Studio album by Mark Eitzel
- Released: 2009
- Recorded: 2009
- Genre: Rock
- Length: 43:33
- Label: Decor
- Producer: Mark Eitzel

Mark Eitzel chronology
| Candy Ass (2005) | Klamath (2009) | Brannan Street (2010) |

= Klamath (album) =

Klamath is an album by the American Music Club singer/songwriter Mark Eitzel. Released by Decor in 2009, it was his first solo album since Candy Ass, in 2005. All of the songs were written by Eitzel.

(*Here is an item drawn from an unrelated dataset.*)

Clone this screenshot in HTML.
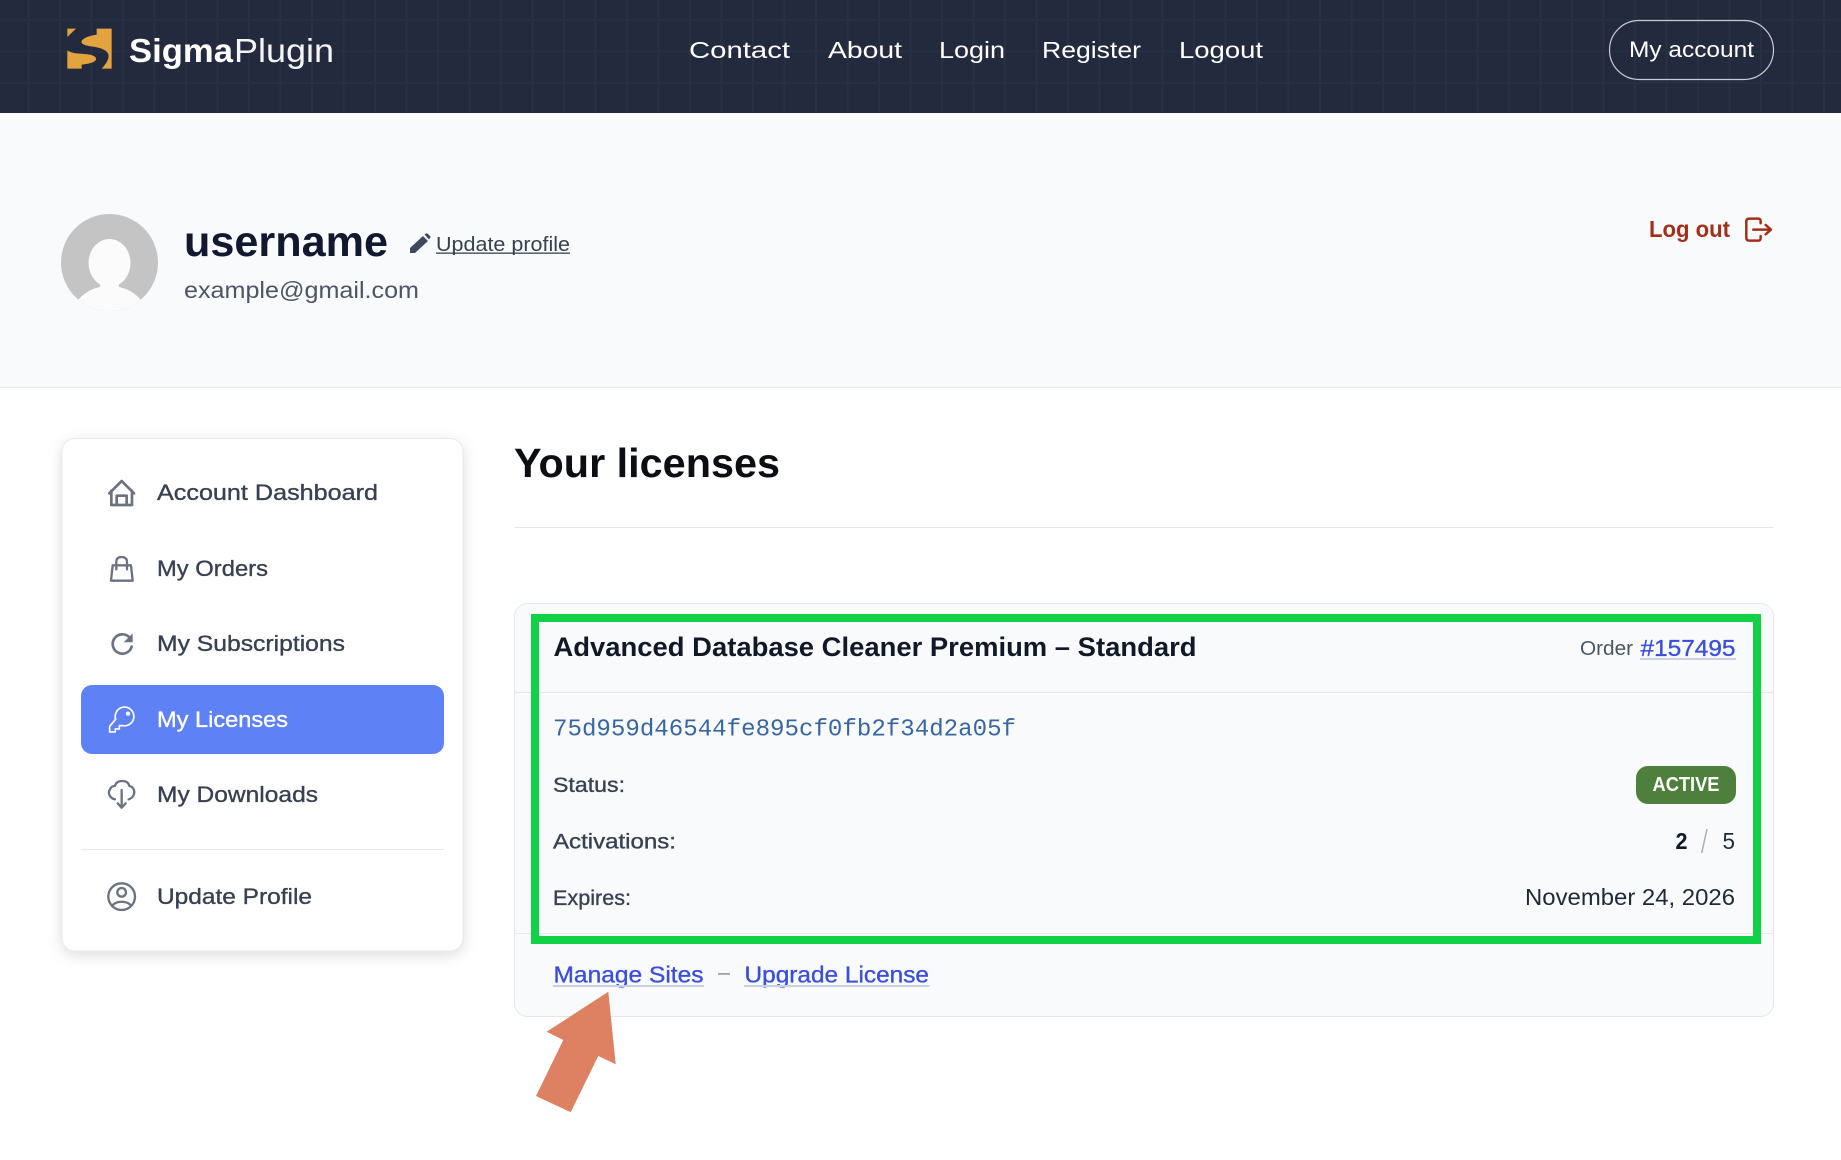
<!DOCTYPE html>
<html lang="en"><head><meta charset="utf-8"><title>Your licenses</title>
<style>
html,body{margin:0;padding:0;background:#fff;width:1841px;height:1160px;overflow:hidden}
svg{display:block}
text{font-family:"Liberation Sans",sans-serif;white-space:pre}
.m{stroke-width:.35;paint-order:stroke}
.mono{font-family:"Liberation Mono",monospace}
</style></head><body>
<svg xmlns="http://www.w3.org/2000/svg" width="1841" height="1160" viewBox="0 0 1841 1160">
<defs>
<pattern id="g" x="28.5" y="20" width="31.5" height="31.5" patternUnits="userSpaceOnUse">
<rect x="-1" y="0" width="2" height="31.5" fill="#293044"/><rect x="30.5" y="0" width="2" height="31.5" fill="#293044"/><rect x="0" y="-1" width="31.5" height="2" fill="#282f43"/><rect x="0" y="30.5" width="31.5" height="2" fill="#282f43"/>
</pattern>
<clipPath id="av"><circle cx="109.5" cy="262.5" r="48.5"/></clipPath>
</defs>
<rect width="1841" height="1160" fill="#fff"/>
<!-- header -->
<rect width="1841" height="113" fill="#242a3e"/>
<rect width="1841" height="113" fill="url(#g)"/>
<g transform="translate(60,22) scale(.3333)" fill="#e3a43f">
<path d="M110,20H155V140H125C140,124 150,106 144,94C134,76 100,75 78,70C62,66 60,58 72,50C84,42 100,40 110,38Z"/>
<path d="M22,85C38,97 70,94 90,98C108,102 114,112 102,119C90,125 76,127 65,128V140H22Z"/>
<path d="M22,20H48L22,45Z"/>
</g>
<text x="129" y="62" font-size="33" font-weight="700" fill="#fff" textLength="104" lengthAdjust="spacingAndGlyphs">Sigma</text>
<text x="234" y="62" font-size="33" fill="#f4f5f7" textLength="100" lengthAdjust="spacingAndGlyphs">Plugin</text>
<g font-size="23.500" fill="#fff">
<text x="689" y="58" textLength="101" lengthAdjust="spacingAndGlyphs">Contact</text>
<text x="828" y="58" textLength="74" lengthAdjust="spacingAndGlyphs">About</text>
<text x="939" y="58" textLength="66" lengthAdjust="spacingAndGlyphs">Login</text>
<text x="1042" y="58" textLength="99" lengthAdjust="spacingAndGlyphs">Register</text>
<text x="1179" y="58" textLength="84" lengthAdjust="spacingAndGlyphs">Logout</text>
</g>
<rect x="1609.5" y="20.5" width="164" height="59" rx="29.5" fill="none" stroke="#c9cbd2" stroke-width="1.2"/>
<text x="1629" y="57" font-size="22.500" fill="#fff" textLength="125" lengthAdjust="spacingAndGlyphs">My account</text>
<!-- hero -->
<rect y="113" width="1841" height="274" fill="#f9fafb"/>
<rect y="387" width="1841" height="1" fill="#e5e7eb"/>
<circle cx="109.5" cy="262.5" r="48.5" fill="#c4c4c4"/>
<g clip-path="url(#av)" fill="#fbfbfb">
<ellipse cx="109.5" cy="263" rx="21" ry="24"/>
<rect x="100" y="280" width="19" height="10"/>
<ellipse cx="109.5" cy="318" rx="38" ry="32"/>
</g>
<text x="184" y="256" font-size="43" font-weight="700" fill="#11182f" textLength="204" lengthAdjust="spacingAndGlyphs">username</text>
<path d="M410,253V248L423,236L428,241L415,253ZM424.500,234.500L426,233.500Q427,233 428,234L430,236Q431,237 430,238L429,239.500Z" fill="#414a5c"/>
<text x="436" y="251" font-size="20" fill="#374151" textLength="134" lengthAdjust="spacingAndGlyphs">Update profile</text>
<rect x="436" y="252.500" width="134" height="1.300" fill="#374151"/>
<text x="184" y="298" font-size="23" fill="#4b5563" textLength="235" lengthAdjust="spacingAndGlyphs">example@gmail.com</text>
<text x="1649" y="237" font-size="23" font-weight="700" fill="#a1301a" textLength="81" lengthAdjust="spacingAndGlyphs">Log out</text>
<g transform="translate(1500,0) scale(.3333)" fill="none" stroke="#a1301a" stroke-width="7.500" stroke-linecap="round" stroke-linejoin="round">
<path d="M782,670V664Q782,656 775,656H748Q739,656 739,665V713Q739,722 748,722H775Q782,722 782,714V708"/>
<path d="M760,689H812M797,675L813,689L797,703"/>
</g>
<!-- sidebar -->
<rect x="62" y="438.500" width="401" height="512.500" rx="13" fill="#fff" stroke="#e9eaed" stroke-width="1" style="filter:drop-shadow(0 4px 7px rgba(0,0,0,.13))"/>
<rect x="81" y="685" width="363" height="69" rx="11" fill="#5e82f6"/>
<rect x="81" y="849" width="363" height="1" fill="#e5e7eb"/>
<g font-size="22.500" fill="#374151" class="m" stroke="#374151">
<text x="157" y="500" textLength="221" lengthAdjust="spacingAndGlyphs">Account Dashboard</text>
<text x="157" y="576" textLength="111" lengthAdjust="spacingAndGlyphs">My Orders</text>
<text x="157" y="651" textLength="188" lengthAdjust="spacingAndGlyphs">My Subscriptions</text>
<text x="157" y="727" textLength="131" lengthAdjust="spacingAndGlyphs" fill="#fff" stroke="#fff">My Licenses</text>
<text x="157" y="802" textLength="161" lengthAdjust="spacingAndGlyphs">My Downloads</text>
<text x="157" y="904" textLength="155" lengthAdjust="spacingAndGlyphs">Update Profile</text>
</g>
<g transform="translate(50,430) scale(.3333)" fill="none" stroke="#6b7280" stroke-width="8" stroke-linecap="round" stroke-linejoin="round">
<path d="M178,190L215,153L252,190M184,182V225H246V182M200,225V197H230V225"/>
<path d="M183,452L188,406H243L248,452ZM199,418V396Q199,381 215,381Q231,381 231,396V418" stroke-width="7"/>
<path d="M238,622A29,29 0 1 0 245,650"/>
<path d="M248,610V637H221Z" fill="#6b7280" stroke="none"/>
<g stroke="#fff" stroke-width="5">
<path d="M197,868A28,28 0 1 1 219,887H208V897H196V906H179V889Z"/>
<circle cx="234" cy="851" r="4" fill="#fff"/>
</g>
</g>
<g transform="translate(50,700) scale(.3333)" fill="none" stroke="#6b7280" stroke-width="7" stroke-linecap="round" stroke-linejoin="round">
<path d="M195,298C180,295 172,280 180,268C183,260 190,258 195,258C198,245 208,243 217,243C230,243 236,250 238,258C250,260 255,272 252,282C250,290 243,296 236,298"/>
<path d="M215,270V322M203,310L215,323L227,310"/>
<circle cx="215" cy="590" r="40"/>
<circle cx="215" cy="577" r="13"/>
<path d="M187,618C195,601 235,601 243,618"/>
</g>
<!-- content -->
<text x="514" y="477" font-size="41" font-weight="700" fill="#0d0d14" textLength="266" lengthAdjust="spacingAndGlyphs">Your licenses</text>
<rect x="514" y="527" width="1260" height="1" fill="#e5e7eb"/>
<rect x="514.500" y="603.500" width="1259" height="413" rx="13" fill="#f9fafb" stroke="#e5e7eb"/>
<rect x="515" y="692" width="1258" height="1" fill="#e5e7eb"/>
<rect x="515" y="933" width="1258" height="1" fill="#e5e7eb"/>
<text x="553.500" y="656" font-size="26.500" font-weight="700" fill="#111827" textLength="643" lengthAdjust="spacingAndGlyphs">Advanced Database Cleaner Premium – Standard</text>
<text x="1580" y="655" font-size="20" fill="#4b5563" textLength="53" lengthAdjust="spacingAndGlyphs">Order</text>
<text x="1640.500" y="656" font-size="23" fill="#3b4fd8" class="m" stroke="#3b4fd8" textLength="95" lengthAdjust="spacingAndGlyphs">#157495</text>
<rect x="1640" y="658" width="96" height="2" fill="#c8d0e6"/>
<text class="mono" x="553" y="735.500" font-size="24" fill="#3a66a0" textLength="463" lengthAdjust="spacingAndGlyphs">75d959d46544fe895cf0fb2f34d2a05f</text>
<g font-size="21" fill="#374151" class="m" stroke="#374151">
<text x="553" y="792" textLength="72" lengthAdjust="spacingAndGlyphs">Status:</text>
<text x="553" y="848.500" textLength="123" lengthAdjust="spacingAndGlyphs">Activations:</text>
<text x="553" y="905" textLength="78" lengthAdjust="spacingAndGlyphs">Expires:</text>
</g>
<rect x="1636" y="766" width="100" height="38" rx="12" fill="#4e7f3d"/>
<text x="1652.500" y="791" font-size="20" font-weight="700" fill="#fff" textLength="67" lengthAdjust="spacingAndGlyphs">ACTIVE</text>
<text x="1675.500" y="849" font-size="23" font-weight="700" fill="#111827" textLength="12" lengthAdjust="spacingAndGlyphs">2</text>
<path d="M1701.700,853L1707,829" stroke="#a9aebb" stroke-width="1.500"/>
<text x="1722.500" y="849" font-size="23" fill="#1f2937" textLength="12.500" lengthAdjust="spacingAndGlyphs">5</text>
<text x="1525" y="905" font-size="23" fill="#1f2937" textLength="210" lengthAdjust="spacingAndGlyphs">November 24, 2026</text>
<g font-size="23" fill="#3b4fd8" class="m" stroke="#3b4fd8">
<text x="553.500" y="982.500" textLength="150" lengthAdjust="spacingAndGlyphs">Manage Sites</text>
<text x="744.500" y="982.500" textLength="184.500" lengthAdjust="spacingAndGlyphs">Upgrade License</text>
</g>
<rect x="553" y="985" width="151" height="2" fill="#c8d0e6"/>
<rect x="744" y="985" width="185.500" height="2" fill="#c8d0e6"/>
<rect x="718" y="973" width="12" height="1.800" fill="#9ca3af"/>
<!-- annotations -->
<path d="M531,614H1761V944H531ZM539,622V936H1753V622Z" fill="#11d247" fill-rule="evenodd"/>
<path d="M608.300,991.700L546.700,1031.700L563.300,1040L536,1096L570.700,1112.300L598.300,1056L615.700,1064.300Z" fill="#de8162"/>
</svg>
</body></html>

Eitzel himself printed and manufactured the album; friends mailed the copies.

Professional ratings
Review scores
| Source | Rating |
| Drowned in Sound | 7/10 |
| Rolling Stone | ^{[unreliable source?]} |

==Critical reception==
The Independent called it "gorgeous and every bit as good as those early American Music Club records." The Herald considered it a "simple, beautiful record."

==Track listing==
1. "Buried Treasure"
2. "Like a River That Reaches The Sea"
3. "The Blood on My Hands"
4. "I Miss You"
5. "There's Someone Waiting"
6. "What Do You Got for Me"
7. "The White of Gold"
8. "I Live in This Place"
9. "Why I'm Bullshit"
10. "Remember"
11. "Antennas"
12. "Ronald Koal was a Rock Star"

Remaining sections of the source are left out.